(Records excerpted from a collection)
########

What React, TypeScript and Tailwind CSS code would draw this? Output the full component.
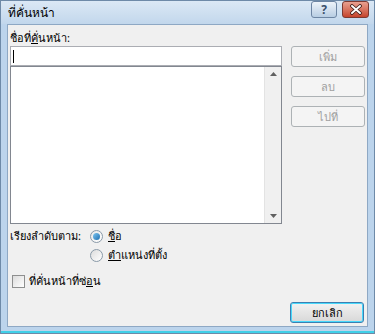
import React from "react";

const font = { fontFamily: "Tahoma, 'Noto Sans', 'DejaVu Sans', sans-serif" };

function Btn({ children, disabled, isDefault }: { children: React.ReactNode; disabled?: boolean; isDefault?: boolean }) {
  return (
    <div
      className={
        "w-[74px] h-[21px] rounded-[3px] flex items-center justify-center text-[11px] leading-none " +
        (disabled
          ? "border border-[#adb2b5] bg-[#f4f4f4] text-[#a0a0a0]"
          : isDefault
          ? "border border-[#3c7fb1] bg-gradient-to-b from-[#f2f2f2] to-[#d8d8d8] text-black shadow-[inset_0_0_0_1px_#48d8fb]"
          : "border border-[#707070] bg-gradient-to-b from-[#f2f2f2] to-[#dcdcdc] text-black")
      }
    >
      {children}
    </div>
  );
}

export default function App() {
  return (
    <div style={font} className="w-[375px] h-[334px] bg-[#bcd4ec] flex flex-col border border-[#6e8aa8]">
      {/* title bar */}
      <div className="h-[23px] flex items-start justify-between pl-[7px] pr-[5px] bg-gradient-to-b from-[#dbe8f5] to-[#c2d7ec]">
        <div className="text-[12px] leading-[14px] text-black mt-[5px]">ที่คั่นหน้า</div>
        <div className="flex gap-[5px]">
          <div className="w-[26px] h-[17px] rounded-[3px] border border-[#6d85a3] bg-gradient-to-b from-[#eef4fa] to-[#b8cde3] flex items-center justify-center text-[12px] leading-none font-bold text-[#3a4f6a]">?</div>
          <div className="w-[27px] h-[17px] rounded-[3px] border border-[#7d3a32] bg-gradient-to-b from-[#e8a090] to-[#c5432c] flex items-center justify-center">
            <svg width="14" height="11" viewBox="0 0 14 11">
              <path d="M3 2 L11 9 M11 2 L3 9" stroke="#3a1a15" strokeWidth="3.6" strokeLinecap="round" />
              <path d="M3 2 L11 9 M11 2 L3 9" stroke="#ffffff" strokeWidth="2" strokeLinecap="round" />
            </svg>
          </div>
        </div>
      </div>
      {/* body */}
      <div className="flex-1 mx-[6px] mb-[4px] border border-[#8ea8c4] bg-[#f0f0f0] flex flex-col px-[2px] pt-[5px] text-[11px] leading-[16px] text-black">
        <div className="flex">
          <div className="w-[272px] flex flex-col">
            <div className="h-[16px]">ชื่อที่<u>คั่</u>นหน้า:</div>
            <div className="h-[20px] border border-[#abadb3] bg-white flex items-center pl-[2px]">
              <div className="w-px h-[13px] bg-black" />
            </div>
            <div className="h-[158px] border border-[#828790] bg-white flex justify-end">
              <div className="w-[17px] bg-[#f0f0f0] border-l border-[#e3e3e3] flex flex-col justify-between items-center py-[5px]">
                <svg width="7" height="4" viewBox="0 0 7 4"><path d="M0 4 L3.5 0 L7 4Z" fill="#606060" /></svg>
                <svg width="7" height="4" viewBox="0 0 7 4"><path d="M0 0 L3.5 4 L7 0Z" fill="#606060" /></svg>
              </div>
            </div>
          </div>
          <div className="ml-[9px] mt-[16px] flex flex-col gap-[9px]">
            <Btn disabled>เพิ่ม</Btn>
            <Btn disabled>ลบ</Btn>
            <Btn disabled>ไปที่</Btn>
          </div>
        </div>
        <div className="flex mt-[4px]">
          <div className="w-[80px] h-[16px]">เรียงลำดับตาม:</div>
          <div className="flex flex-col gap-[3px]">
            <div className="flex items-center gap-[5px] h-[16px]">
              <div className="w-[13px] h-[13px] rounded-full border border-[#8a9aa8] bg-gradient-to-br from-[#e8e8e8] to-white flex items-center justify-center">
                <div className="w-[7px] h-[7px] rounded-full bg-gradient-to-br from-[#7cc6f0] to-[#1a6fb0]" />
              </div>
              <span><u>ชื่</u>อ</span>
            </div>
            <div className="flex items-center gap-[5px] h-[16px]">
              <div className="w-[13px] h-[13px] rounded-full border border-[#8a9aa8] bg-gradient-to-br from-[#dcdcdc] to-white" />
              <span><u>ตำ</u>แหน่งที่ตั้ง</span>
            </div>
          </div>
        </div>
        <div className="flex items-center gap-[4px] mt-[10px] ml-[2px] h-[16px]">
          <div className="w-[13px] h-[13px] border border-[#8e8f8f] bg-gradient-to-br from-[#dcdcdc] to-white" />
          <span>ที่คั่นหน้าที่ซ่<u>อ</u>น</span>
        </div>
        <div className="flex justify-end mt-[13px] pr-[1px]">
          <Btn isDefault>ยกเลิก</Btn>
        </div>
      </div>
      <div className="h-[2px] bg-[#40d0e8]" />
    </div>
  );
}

########

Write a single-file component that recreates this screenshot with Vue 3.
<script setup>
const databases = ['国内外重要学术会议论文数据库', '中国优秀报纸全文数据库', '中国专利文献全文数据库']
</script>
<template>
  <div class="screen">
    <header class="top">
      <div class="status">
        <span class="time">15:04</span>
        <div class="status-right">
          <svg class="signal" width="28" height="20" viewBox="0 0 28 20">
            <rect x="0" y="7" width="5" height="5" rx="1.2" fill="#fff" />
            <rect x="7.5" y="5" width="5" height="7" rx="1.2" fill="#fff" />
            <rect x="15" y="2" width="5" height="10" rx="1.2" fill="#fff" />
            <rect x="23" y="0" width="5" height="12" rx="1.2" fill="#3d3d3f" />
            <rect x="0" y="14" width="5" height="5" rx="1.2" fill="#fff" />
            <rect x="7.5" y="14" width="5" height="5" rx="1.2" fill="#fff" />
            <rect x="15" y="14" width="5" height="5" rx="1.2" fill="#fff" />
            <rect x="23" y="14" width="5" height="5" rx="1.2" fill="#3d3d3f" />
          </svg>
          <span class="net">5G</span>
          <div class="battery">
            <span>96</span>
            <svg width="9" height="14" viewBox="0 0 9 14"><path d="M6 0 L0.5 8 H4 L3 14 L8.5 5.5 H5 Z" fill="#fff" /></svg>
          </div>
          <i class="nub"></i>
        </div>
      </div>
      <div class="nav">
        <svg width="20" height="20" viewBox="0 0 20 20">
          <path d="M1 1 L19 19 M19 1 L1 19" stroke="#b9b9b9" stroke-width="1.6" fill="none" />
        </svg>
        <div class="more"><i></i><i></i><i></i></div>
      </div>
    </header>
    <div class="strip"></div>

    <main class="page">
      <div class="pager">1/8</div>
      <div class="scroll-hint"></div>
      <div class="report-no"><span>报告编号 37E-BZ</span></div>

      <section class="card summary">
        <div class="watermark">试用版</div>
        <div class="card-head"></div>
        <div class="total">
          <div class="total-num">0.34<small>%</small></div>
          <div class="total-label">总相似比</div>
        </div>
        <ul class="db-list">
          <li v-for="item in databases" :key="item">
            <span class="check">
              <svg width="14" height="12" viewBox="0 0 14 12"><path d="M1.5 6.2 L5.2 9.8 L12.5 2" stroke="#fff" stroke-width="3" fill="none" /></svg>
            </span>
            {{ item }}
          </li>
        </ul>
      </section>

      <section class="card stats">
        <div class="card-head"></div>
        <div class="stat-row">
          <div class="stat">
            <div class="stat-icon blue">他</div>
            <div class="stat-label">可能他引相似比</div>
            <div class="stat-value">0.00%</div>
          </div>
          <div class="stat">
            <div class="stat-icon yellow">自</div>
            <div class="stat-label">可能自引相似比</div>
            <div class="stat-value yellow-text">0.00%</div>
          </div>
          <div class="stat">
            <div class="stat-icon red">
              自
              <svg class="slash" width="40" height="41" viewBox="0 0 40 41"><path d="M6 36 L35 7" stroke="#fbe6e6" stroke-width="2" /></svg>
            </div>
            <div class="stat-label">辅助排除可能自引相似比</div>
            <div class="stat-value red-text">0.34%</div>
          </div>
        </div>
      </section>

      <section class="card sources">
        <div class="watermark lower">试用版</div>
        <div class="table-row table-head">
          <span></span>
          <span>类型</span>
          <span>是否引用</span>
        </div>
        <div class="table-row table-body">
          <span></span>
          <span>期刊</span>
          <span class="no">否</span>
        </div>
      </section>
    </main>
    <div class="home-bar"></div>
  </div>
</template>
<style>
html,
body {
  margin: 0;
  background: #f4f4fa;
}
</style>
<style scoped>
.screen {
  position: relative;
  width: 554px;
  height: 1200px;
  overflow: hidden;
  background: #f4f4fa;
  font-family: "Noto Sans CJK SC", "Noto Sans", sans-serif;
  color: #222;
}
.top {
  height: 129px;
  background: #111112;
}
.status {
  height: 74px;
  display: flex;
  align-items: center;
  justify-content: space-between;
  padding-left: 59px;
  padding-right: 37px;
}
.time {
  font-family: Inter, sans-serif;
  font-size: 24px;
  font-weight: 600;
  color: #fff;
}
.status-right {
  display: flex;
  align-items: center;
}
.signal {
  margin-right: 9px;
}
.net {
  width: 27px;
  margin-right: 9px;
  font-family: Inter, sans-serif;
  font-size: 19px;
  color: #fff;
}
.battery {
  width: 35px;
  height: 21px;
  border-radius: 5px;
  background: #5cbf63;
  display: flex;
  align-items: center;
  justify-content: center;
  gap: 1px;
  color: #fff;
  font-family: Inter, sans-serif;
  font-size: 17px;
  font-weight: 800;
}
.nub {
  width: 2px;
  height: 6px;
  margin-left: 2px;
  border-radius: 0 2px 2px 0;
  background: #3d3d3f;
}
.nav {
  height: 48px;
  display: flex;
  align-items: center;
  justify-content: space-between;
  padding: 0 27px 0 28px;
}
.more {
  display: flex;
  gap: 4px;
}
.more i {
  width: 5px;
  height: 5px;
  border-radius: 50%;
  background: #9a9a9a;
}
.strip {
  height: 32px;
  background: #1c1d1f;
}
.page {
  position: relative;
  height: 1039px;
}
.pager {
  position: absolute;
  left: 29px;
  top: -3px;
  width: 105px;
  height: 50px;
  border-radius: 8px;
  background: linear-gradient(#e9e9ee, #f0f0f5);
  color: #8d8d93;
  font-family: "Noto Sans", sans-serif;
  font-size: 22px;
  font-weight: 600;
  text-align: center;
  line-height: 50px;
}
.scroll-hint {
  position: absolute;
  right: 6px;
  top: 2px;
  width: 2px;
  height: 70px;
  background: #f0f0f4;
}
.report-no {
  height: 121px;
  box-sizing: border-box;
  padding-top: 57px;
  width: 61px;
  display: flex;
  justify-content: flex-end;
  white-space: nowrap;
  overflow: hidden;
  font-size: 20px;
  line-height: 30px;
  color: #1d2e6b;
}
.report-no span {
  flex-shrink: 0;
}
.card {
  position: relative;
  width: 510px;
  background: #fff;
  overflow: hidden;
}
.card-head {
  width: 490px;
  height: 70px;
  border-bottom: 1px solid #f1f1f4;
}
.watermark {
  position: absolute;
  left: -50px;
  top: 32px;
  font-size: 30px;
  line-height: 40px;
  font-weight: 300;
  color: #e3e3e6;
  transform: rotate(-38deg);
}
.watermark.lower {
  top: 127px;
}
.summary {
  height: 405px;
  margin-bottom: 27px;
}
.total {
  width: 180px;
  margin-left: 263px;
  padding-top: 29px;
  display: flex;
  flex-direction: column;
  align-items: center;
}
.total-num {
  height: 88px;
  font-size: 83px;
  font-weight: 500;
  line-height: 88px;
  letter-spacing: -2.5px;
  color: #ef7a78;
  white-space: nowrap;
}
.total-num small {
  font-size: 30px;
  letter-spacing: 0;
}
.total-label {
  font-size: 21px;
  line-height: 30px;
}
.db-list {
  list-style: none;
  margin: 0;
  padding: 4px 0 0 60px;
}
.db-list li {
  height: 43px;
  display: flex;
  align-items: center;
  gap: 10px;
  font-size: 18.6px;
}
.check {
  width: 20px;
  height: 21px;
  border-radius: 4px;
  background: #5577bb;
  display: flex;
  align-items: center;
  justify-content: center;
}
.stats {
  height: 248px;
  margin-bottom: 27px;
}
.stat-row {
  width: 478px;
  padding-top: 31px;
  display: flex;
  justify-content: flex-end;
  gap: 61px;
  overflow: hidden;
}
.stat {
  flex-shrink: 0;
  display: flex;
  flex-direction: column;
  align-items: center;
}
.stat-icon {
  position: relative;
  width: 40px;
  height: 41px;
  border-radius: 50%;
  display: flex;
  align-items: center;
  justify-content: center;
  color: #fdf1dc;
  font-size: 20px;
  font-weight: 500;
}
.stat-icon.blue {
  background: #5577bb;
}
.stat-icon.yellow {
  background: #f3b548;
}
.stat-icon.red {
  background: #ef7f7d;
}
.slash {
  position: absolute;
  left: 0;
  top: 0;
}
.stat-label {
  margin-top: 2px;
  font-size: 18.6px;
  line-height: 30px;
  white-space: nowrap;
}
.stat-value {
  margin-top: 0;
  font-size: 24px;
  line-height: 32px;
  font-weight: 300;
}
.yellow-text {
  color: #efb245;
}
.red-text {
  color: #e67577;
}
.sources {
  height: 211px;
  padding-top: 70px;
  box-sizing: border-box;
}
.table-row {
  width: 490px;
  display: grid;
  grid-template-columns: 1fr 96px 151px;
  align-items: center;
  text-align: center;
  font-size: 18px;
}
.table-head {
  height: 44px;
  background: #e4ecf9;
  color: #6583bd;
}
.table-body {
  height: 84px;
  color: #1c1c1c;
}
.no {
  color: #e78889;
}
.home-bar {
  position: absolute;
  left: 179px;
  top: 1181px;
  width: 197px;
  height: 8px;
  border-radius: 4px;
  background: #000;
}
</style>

########

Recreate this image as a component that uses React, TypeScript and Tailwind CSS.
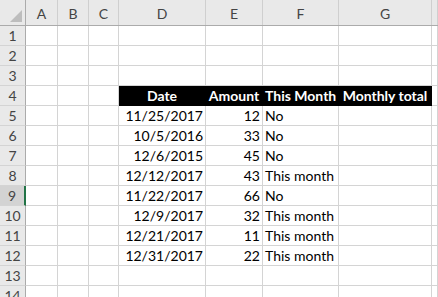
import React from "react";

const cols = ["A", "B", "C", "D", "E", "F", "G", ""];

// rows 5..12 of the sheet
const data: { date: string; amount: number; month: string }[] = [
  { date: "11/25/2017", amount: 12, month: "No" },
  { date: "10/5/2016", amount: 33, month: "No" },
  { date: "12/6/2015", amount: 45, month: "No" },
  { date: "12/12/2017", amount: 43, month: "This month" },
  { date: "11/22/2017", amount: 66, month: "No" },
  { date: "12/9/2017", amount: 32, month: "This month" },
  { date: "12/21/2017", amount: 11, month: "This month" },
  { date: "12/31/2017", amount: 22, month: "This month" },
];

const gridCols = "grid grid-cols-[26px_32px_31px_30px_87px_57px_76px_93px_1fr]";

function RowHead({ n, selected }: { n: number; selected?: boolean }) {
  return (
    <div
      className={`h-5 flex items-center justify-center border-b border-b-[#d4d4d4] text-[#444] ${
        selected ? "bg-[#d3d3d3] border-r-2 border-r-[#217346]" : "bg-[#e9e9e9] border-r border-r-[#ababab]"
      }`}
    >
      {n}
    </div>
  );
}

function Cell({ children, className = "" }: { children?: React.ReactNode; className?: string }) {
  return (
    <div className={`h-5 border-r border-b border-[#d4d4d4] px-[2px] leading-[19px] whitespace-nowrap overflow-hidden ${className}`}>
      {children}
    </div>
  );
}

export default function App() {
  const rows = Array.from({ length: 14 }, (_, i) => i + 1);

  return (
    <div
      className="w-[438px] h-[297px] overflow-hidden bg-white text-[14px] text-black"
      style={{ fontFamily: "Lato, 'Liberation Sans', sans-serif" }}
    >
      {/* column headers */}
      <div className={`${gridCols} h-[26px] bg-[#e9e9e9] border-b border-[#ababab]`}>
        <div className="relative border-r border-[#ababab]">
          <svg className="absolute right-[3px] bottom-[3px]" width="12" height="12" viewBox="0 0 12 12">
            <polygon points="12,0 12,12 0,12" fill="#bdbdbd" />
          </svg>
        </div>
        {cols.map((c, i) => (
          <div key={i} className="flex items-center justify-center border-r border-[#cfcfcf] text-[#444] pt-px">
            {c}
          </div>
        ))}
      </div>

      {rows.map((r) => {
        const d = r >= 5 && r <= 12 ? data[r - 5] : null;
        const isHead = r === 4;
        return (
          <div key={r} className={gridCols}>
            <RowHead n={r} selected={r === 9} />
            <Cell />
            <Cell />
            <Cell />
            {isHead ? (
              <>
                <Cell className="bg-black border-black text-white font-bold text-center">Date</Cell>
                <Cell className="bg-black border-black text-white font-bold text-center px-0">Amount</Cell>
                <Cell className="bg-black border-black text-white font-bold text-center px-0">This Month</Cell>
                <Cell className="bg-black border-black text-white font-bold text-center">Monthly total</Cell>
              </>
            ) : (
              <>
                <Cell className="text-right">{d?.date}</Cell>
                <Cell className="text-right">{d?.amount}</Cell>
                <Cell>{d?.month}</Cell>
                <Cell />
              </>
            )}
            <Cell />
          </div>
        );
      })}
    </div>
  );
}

########

Exercise:
Find how many lines in the listing hold "React", and reply with that number only.

Answer to the exercise:
6